Available records
:::::

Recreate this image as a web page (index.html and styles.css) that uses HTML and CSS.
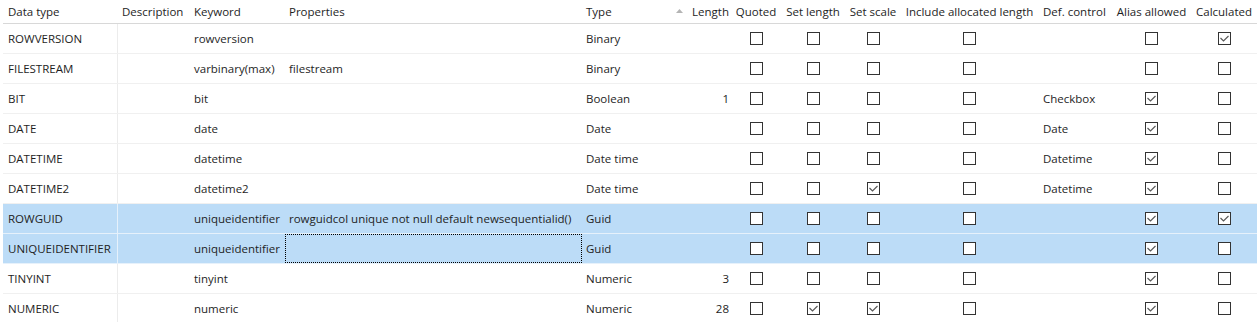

:::::

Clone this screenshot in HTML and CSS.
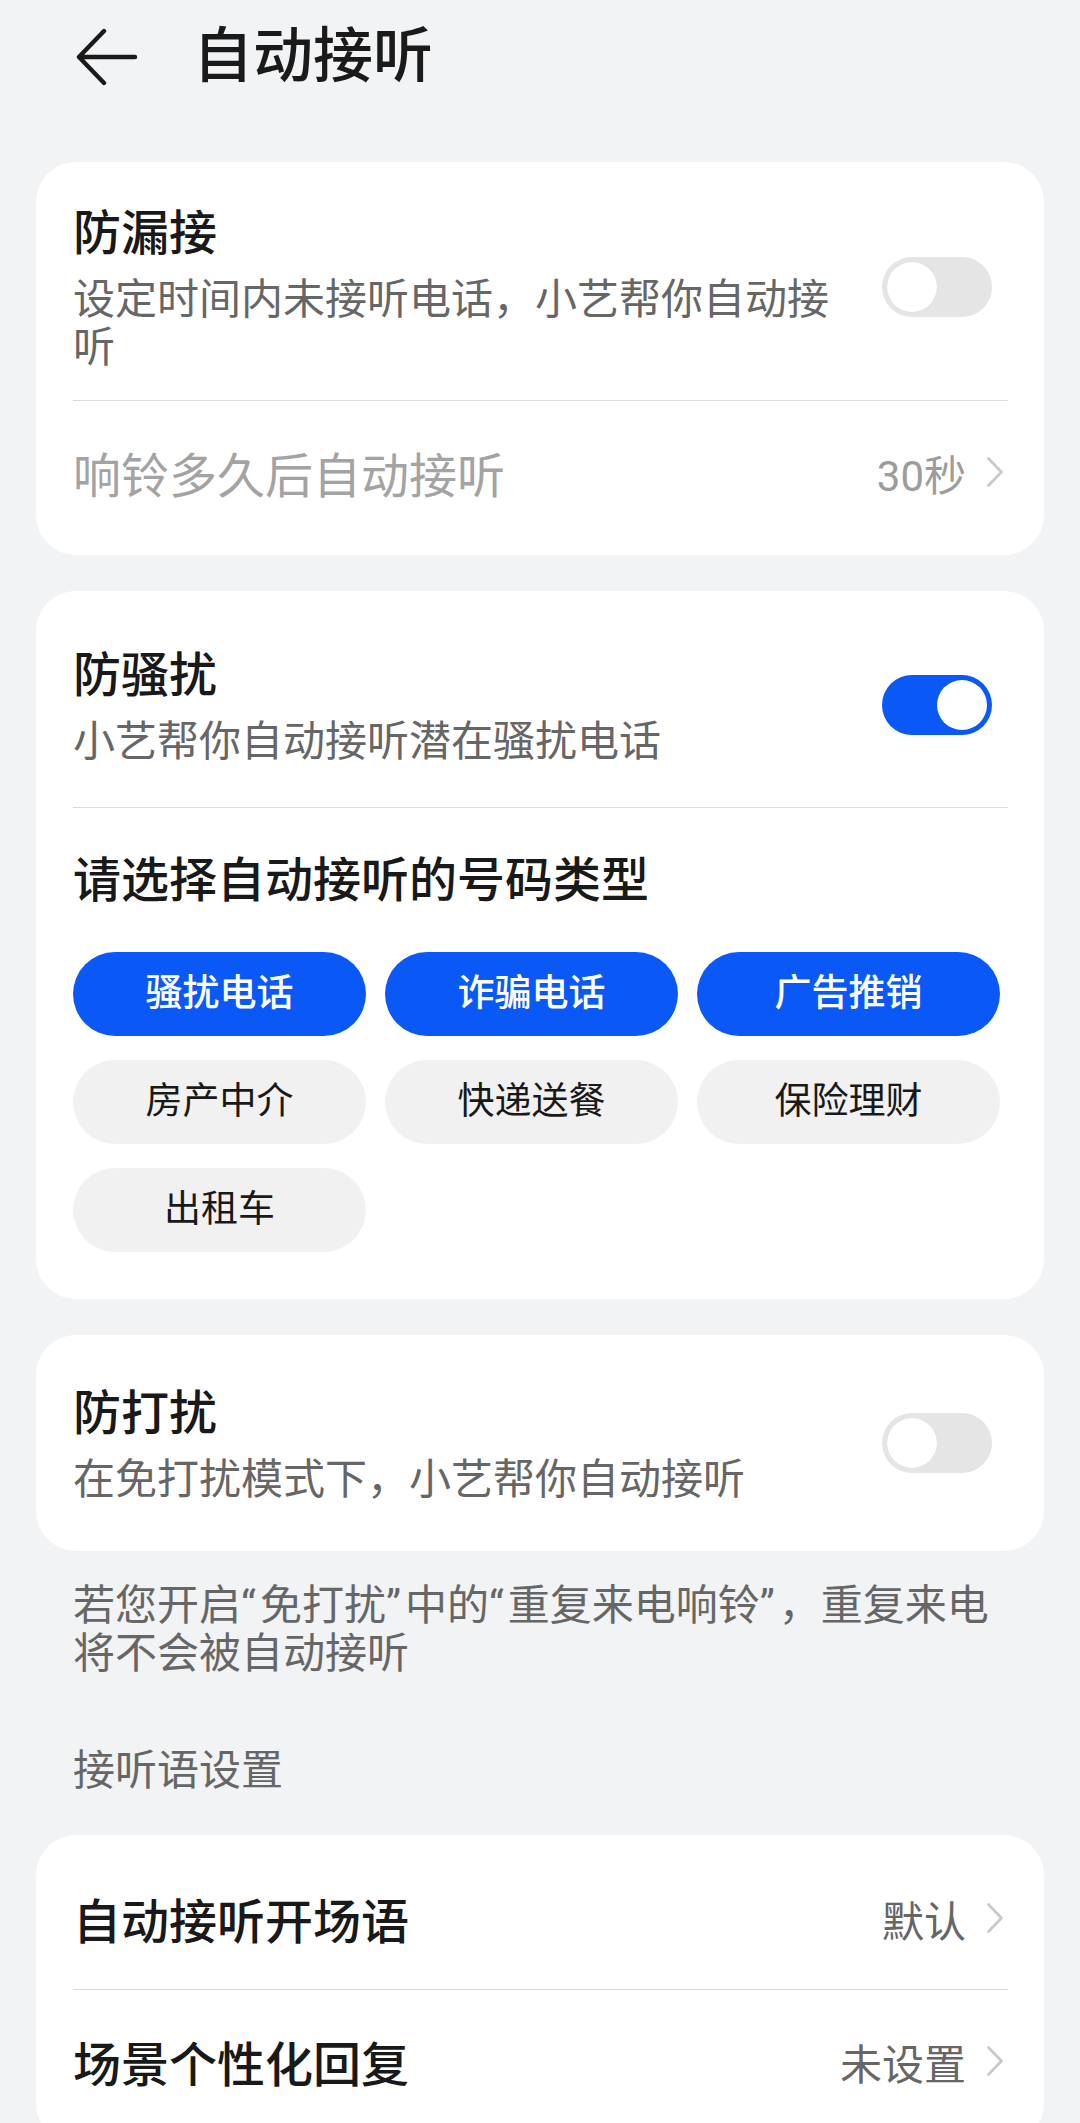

:::::

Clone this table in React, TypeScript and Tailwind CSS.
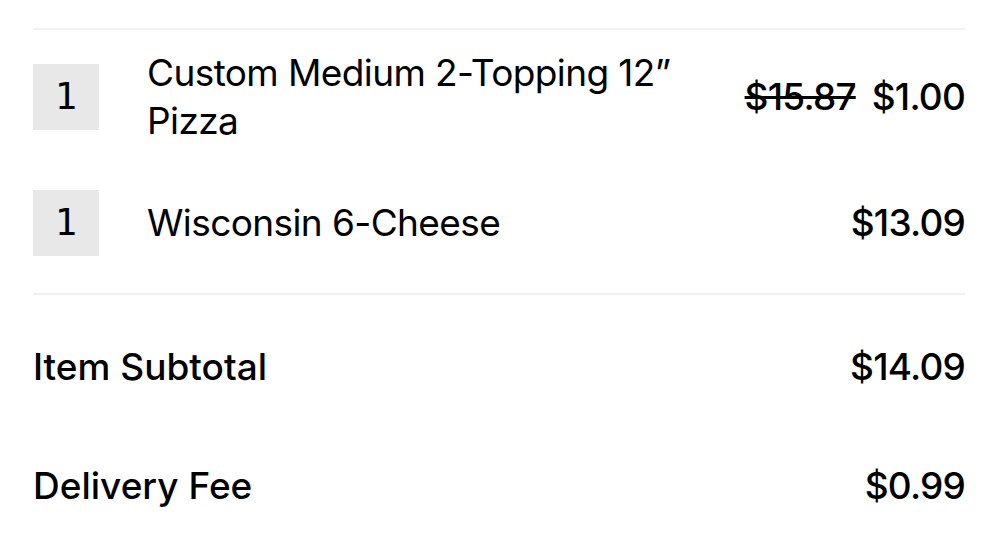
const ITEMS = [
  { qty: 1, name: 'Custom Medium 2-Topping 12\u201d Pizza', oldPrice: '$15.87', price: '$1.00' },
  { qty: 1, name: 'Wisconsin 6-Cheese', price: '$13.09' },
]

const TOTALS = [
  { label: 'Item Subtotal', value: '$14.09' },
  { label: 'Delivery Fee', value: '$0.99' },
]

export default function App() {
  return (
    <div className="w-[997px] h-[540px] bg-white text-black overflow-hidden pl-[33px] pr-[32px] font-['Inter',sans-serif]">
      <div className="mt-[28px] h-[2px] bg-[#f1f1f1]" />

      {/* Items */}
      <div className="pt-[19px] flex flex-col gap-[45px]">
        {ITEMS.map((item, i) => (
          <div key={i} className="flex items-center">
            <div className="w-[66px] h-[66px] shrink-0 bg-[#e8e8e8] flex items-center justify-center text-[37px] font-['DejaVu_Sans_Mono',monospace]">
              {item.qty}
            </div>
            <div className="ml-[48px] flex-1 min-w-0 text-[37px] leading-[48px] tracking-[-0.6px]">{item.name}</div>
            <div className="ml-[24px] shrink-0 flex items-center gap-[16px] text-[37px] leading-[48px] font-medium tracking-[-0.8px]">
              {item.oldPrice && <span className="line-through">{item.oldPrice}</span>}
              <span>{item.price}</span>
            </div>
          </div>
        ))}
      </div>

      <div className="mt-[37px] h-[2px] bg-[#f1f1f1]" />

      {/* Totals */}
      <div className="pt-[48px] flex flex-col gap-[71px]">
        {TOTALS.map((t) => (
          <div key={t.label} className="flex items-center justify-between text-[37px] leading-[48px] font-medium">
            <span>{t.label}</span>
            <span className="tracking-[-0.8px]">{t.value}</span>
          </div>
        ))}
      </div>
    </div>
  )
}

:::::

Problem
Give the count of lines in the listing that hold the word "Clone", with no other text.

Answer
2